Trump prometió durante su campaña electoral terminar la guerra en Ucrania, y en las primeras semanas de su gobierno ha transitado en esa dirección. El giro geoestratégico es de tal magnitud, que el antiguo orden surgido de la segunda posguerra está derrumbándose a una velocidad inusitada. En forma inverosímil, Europa —aunque dividida— ha asumido una posición en contra de terminar el conflicto en Ucrania como pretende la Casa Blanca. Con el auspicio del hegemón financiero, el presidente de Francia y el primer ministro de Gran Bretaña ambicionan erigirse como los líderes de la rebelión europea para hacer frente a EEUU, pero Alemania, Italia, España y otras naciones han tomado distancia de ellos, en particular ante la descabellada idea franco-británica de enviar tropas europeas a territorio ucraniano o de construir un paraguas nuclear para Europa con las 290 bombas atómicas que posee Francia. Los señores del dinero, los titiriteros detrás de Starmer y Macron, no parecen estar al tanto de que, por sí sola, Rusia derrotó militarmente a la OTAN en su conjunto y cuenta con el arsenal nuclear y no nuclear2 más temible del planeta.
Casi todas las señales muestran que el mundo se mueve aceleradamente desde el caduco sistema unipolar hacia un nuevo sistema multipolar liderado, en principio, por Rusia, China y el propio Estados Unidos. Parece claro que, si Europa no se adapta con prontitud al nuevo orden mundial en formación, la ruptura de la unión podría precipitarse con consecuencias desastrosas para su economía, cercana a los 20 billones de dólares, y, por supuesto, para sus 450 millones de habitantes.
Sin conocer aún cuáles serán sus características distintivas, el nacimiento del mundo multipolar parece inevitable, y es por esa razón que el presidente Trump intenta sumarse a una tendencia que, para su desgracia, se ha venido desarrollando hace varios años alrededor de los BRICS. Le resultará muy complicado mantener la supremacía del dólar en el mundo, si se considera que uno de los ejes de su estrategia es justamente la devaluación de su moneda y que decenas de países de la órbita BRICS privilegian ya sus intercambios comerciales al margen de la divisa estadounidense. Se antoja sumamente difícil que un dólar barato y un esquema extendido de aplicación de aranceles (aún con todos los ahorros y las reducciones en los gastos), consiga atraer las multimillonarias inversiones que Estados Unidos requiere para modernizar y ampliar su infraestructura productiva, renovar y multiplicar su planta manufacturera, y competir con China en los sectores tecnológicamente críticos y con Rusia en la industria militar.

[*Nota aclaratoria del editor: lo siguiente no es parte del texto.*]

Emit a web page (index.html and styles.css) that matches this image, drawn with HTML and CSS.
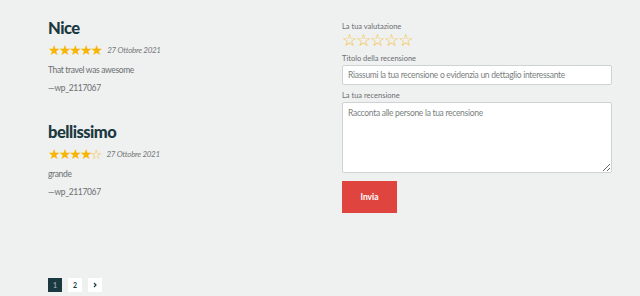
FILE: index.html
```html
<!DOCTYPE html>
<html lang="it">
<head>
    <meta charset="UTF-8">
    <meta name="viewport" content="width=device-width, initial-scale=1.0">
    <title>Recensioni</title>
    <link rel="stylesheet" href="styles.css">
</head>
<body>
    <div class="page">
        <div class="reviews">
            <div class="review">
                <h3>Nice</h3>
                <div class="meta">
                    <span class="stars">★★★★★</span>
                    <span class="date">27 Ottobre 2021</span>
                </div>
                <p class="text">That travel was awesome</p>
                <p class="author">—wp_2117067</p>
            </div>
            <div class="review">
                <h3>bellissimo</h3>
                <div class="meta">
                    <span class="stars">★★★★<span class="off">☆</span></span>
                    <span class="date">27 Ottobre 2021</span>
                </div>
                <p class="text">grande</p>
                <p class="author">—wp_2117067</p>
            </div>
        </div>

        <form class="review-form">
            <label class="label">La tua valutazione</label>
            <div class="rating">☆☆☆☆☆</div>

            <label class="label" for="titolo">Titolo della recensione</label>
            <input id="titolo" class="field" type="text" placeholder="Riassumi la tua recensione o evidenzia un dettaglio interessante">

            <label class="label" for="testo">La tua recensione</label>
            <textarea id="testo" class="field area" placeholder="Racconta alle persone la tua recensione"></textarea>

            <button type="button" class="send">Invia</button>
        </form>
    </div>

    <div class="pager">
        <span class="page-btn active">1</span>
        <span class="page-btn">2</span>
        <span class="page-btn">
            <svg width="6" height="6" viewBox="0 0 6 6"><path d="M2 1l2 2-2 2" fill="none" stroke="#1b3940" stroke-width="1.2"/></svg>
        </span>
    </div>
</body>
</html>
```

FILE: styles.css
```css
body {
    font-family: Lato, "Open Sans", sans-serif;
    background-color: #eff0f0;
    color: #6b6f70;
    margin: 0;
    height: 296px;
    overflow: hidden;
}
.page {
    display: flex;
    padding: 16px 0 0 48px;
    height: 228px;
}
.reviews {
    width: 294px;
}
.review {
    height: 102px;
}
.review h3 {
    font-family: Lato, sans-serif;
    font-weight: 900;
    font-size: 16.5px;
    letter-spacing: -0.5px;
    line-height: 20px;
    color: #1b3940;
    margin: 2px 0 4px;
}
.meta {
    display: flex;
    align-items: center;
    gap: 6px;
    height: 16px;
}
.stars {
    color: #f6b600;
    font-size: 14px;
    letter-spacing: -1.9px;
    font-family: "DejaVu Sans", sans-serif;
}
.stars .off {
    font-size: 13px;
}
.date {
    font-style: italic;
    font-size: 8px;
    letter-spacing: -0.3px;
    color: #75797a;
}
.review .text,
.review .author {
    font-size: 8.5px;
    letter-spacing: -0.35px;
    margin: 6px 0 0;
    line-height: 12px;
}
.review-form {
    width: 270px;
    display: flex;
    flex-direction: column;
    align-items: flex-start;
}
.label {
    font-size: 7.5px;
    line-height: 10px;
    color: #6b6f70;
    margin: 6px 0 1px;
}
.rating {
    color: #f6c02a;
    font-size: 17px;
    line-height: 14px;
    letter-spacing: -1.2px;
    font-family: "DejaVu Sans", sans-serif;
    margin: 0 0 1px;
}
.field {
    box-sizing: border-box;
    width: 270px;
    height: 20px;
    border: 1px solid #cfd2d4;
    border-radius: 2px;
    background: #fff;
    font-family: Lato, "Open Sans", sans-serif;
    font-size: 8.5px;
    letter-spacing: -0.3px;
    padding: 0 5px;
    color: #6b6f70;
    margin: 0;
}
.field::placeholder {
    color: #7b7f80;
}
.area {
    height: 71px;
    padding: 5px;
    resize: vertical;
}
.send {
    margin-top: 8px;
    width: 55px;
    height: 32px;
    border: none;
    background: #e0443f;
    color: #fff;
    font-family: Lato, sans-serif;
    font-weight: 700;
    font-size: 8.5px;
}
.pager {
    display: flex;
    gap: 6px;
    padding: 34px 0 0 48px;
}
.page-btn {
    width: 14px;
    height: 14px;
    background: #fff;
    color: #1b3940;
    font-size: 7px;
    font-weight: 700;
    display: flex;
    align-items: center;
    justify-content: center;
}
.page-btn.active {
    background: #1b3940;
    color: #8fa2a6;
}
```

A modo de ejemplo, baste con recordar los problemas a los que ha tenido que hacer frente la inversión de la empresa estatal Taiwan Semiconductor Manufacturing Company (TSMC), a pesar de tratarse de un proyecto estratégico del gobierno estadounidense que fue impulsado directamente por el presidente Biden mediante la Ley Chips y Ciencia de 2022. La suma de 40 mil millones de dólares anunciados sería la más grande inversión extranjera directa de la historia en el estado de Arizona y supondría un paso clave para reducir la dependencia de Estados Unidos en relación con los semiconductores fabricados en Asia. El enorme capital político invertido en el proyecto no ha bastado, pues tiene frente a sí desafíos tales como los retrasos y los costos crecientes, la dramática escasez de mano de obra especializada, así como las quejas por diferencias salariales y sobrecarga de trabajo de los ingenieros llevados desde Taiwán.

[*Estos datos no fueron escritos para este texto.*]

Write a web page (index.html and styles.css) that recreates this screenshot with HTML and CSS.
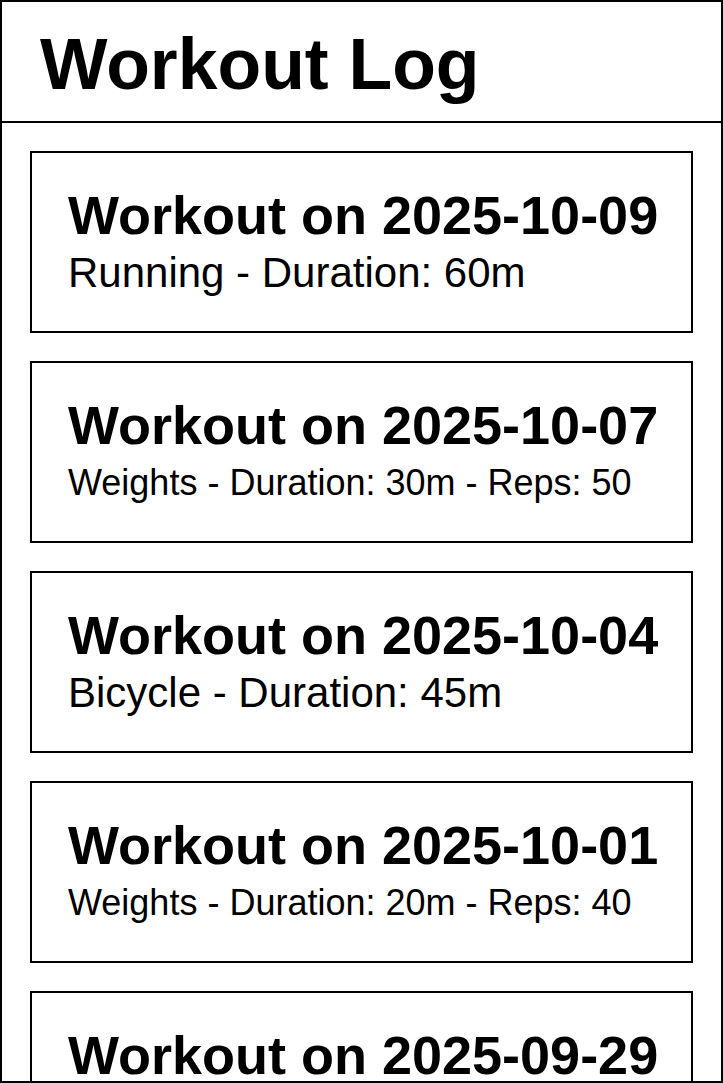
FILE: index.html
```html
<!DOCTYPE html>
<html lang="en">
<head>
<meta charset="utf-8">
<title>Workout Log</title>
<link rel="stylesheet" href="styles.css">
</head>
<body>
<div class="app">
  <header class="app-header">
    <h1 class="app-title">Workout Log</h1>
  </header>
  <main class="log-list">
    <section class="log-card">
      <h2 class="log-title">Workout on 2025-10-09</h2>
      <p class="log-detail">Running - Duration: 60m</p>
    </section>
    <section class="log-card">
      <h2 class="log-title">Workout on 2025-10-07</h2>
      <p class="log-detail log-detail--small">Weights - Duration: 30m - Reps: 50</p>
    </section>
    <section class="log-card">
      <h2 class="log-title">Workout on 2025-10-04</h2>
      <p class="log-detail">Bicycle - Duration: 45m</p>
    </section>
    <section class="log-card">
      <h2 class="log-title">Workout on 2025-10-01</h2>
      <p class="log-detail log-detail--small">Weights - Duration: 20m - Reps: 40</p>
    </section>
    <section class="log-card">
      <h2 class="log-title">Workout on 2025-09-29</h2>
      <p class="log-detail">Running - Duration: 30m</p>
    </section>
  </main>
</div>
</body>
</html>
```
FILE: styles.css
```css
html, body {
  margin: 0;
  padding: 0;
  background: #fff;
}

body {
  font-family: "Liberation Sans", Arial, Helvetica, sans-serif;
  color: #000;
}

.app {
  box-sizing: border-box;
  width: 723px;
  height: 1083px;
  border: 2px solid #000;
  overflow: hidden;
  display: flex;
  flex-direction: column;
}

.app-header {
  flex: none;
  padding: 21px 38px 16px;
  border-bottom: 2px solid #000;
}

.app-title {
  margin: 0;
  font-size: 71.5px;
  font-weight: 700;
  line-height: 1.15;
  white-space: nowrap;
}

.log-list {
  display: flex;
  flex-direction: column;
  gap: 28px;
  padding: 28px;
}

.log-card {
  flex: none;
  box-sizing: border-box;
  height: 182px;
  border: 2px solid #000;
  padding: 31px 20px 0 36px;
  overflow: hidden;
}

.log-title {
  margin: 0;
  font-size: 54px;
  font-weight: 700;
  line-height: 1.15;
  white-space: nowrap;
}

.log-detail {
  margin: 3px 0 0;
  font-size: 42px;
  line-height: 1.15;
  white-space: nowrap;
}

.log-detail--small {
  margin-top: 6px;
  font-size: 36px;
}
```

De la misma manera, el deseo de Trump de trasladar segmentos del aparato productivo desde México hacia territorio estadounidense, sin duda encontrará grandes obstáculos en el camino. Si, por ejemplo, la empresa Honda se mudara de México a Texas, obligada por un arancel que encarece en un 25% sus automóviles en EEUU, el proceso podría tardar varios años en materializarse debido a su complejidad. En ese lapso, muchos consumidores al otro lado de la frontera dejarían de comprar sus automóviles porque no podrán pagar los miles de dólares que en promedio aumentaría el precio por unidad. Después de los 3 o 4 años que demore el traslado de las fábricas, Honda enfrentará en Estados Unidos costos más altos de mano de obra (salarios entre 5 y 10 veces superiores), así como regulaciones más estrictas en materia ambiental, laboral y de uso de suelo, entre otras. No es descabellado anticipar que, debido al aumento en sus costos, le será muy difícil ya reducir el precio de sus automóviles, originalmente incrementado por los aranceles. Su cuota de mercado así estrechada tendrá un impacto directo muy significativo sobre la rentabilidad de sus inversiones.

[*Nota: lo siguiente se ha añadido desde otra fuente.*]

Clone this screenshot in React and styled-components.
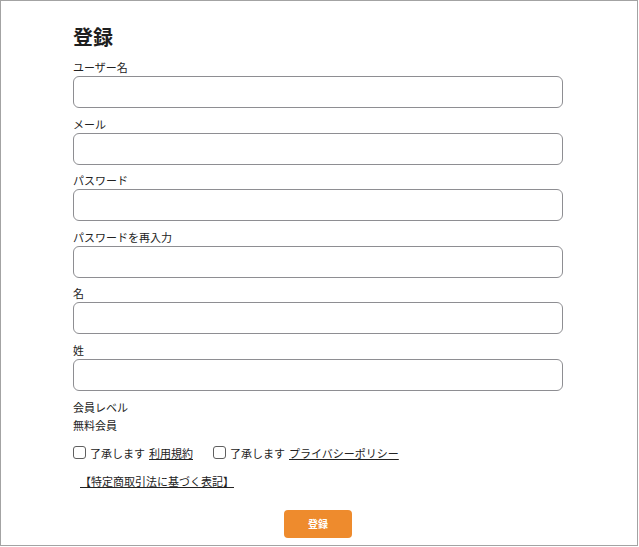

En suma, con su estrategia para intentar hacer nuevamente grande a Estados Unidos, Trump tal vez consiga ganar un poco de tiempo y amortiguar en algo la caída, pero es poco probable que logre evitar el colapso de la supremacía de Estados Unidos en el mundo y el tránsito hacia un nuevo orden multipolar.
Notas:
1 Ver Alberto Carral, Electoralia La revista, Número 3, enero-febrero de 2025, pp 20-25
2 Como el sistema móvil de misiles no balísticos con capacidad hipersónica Oreshnik.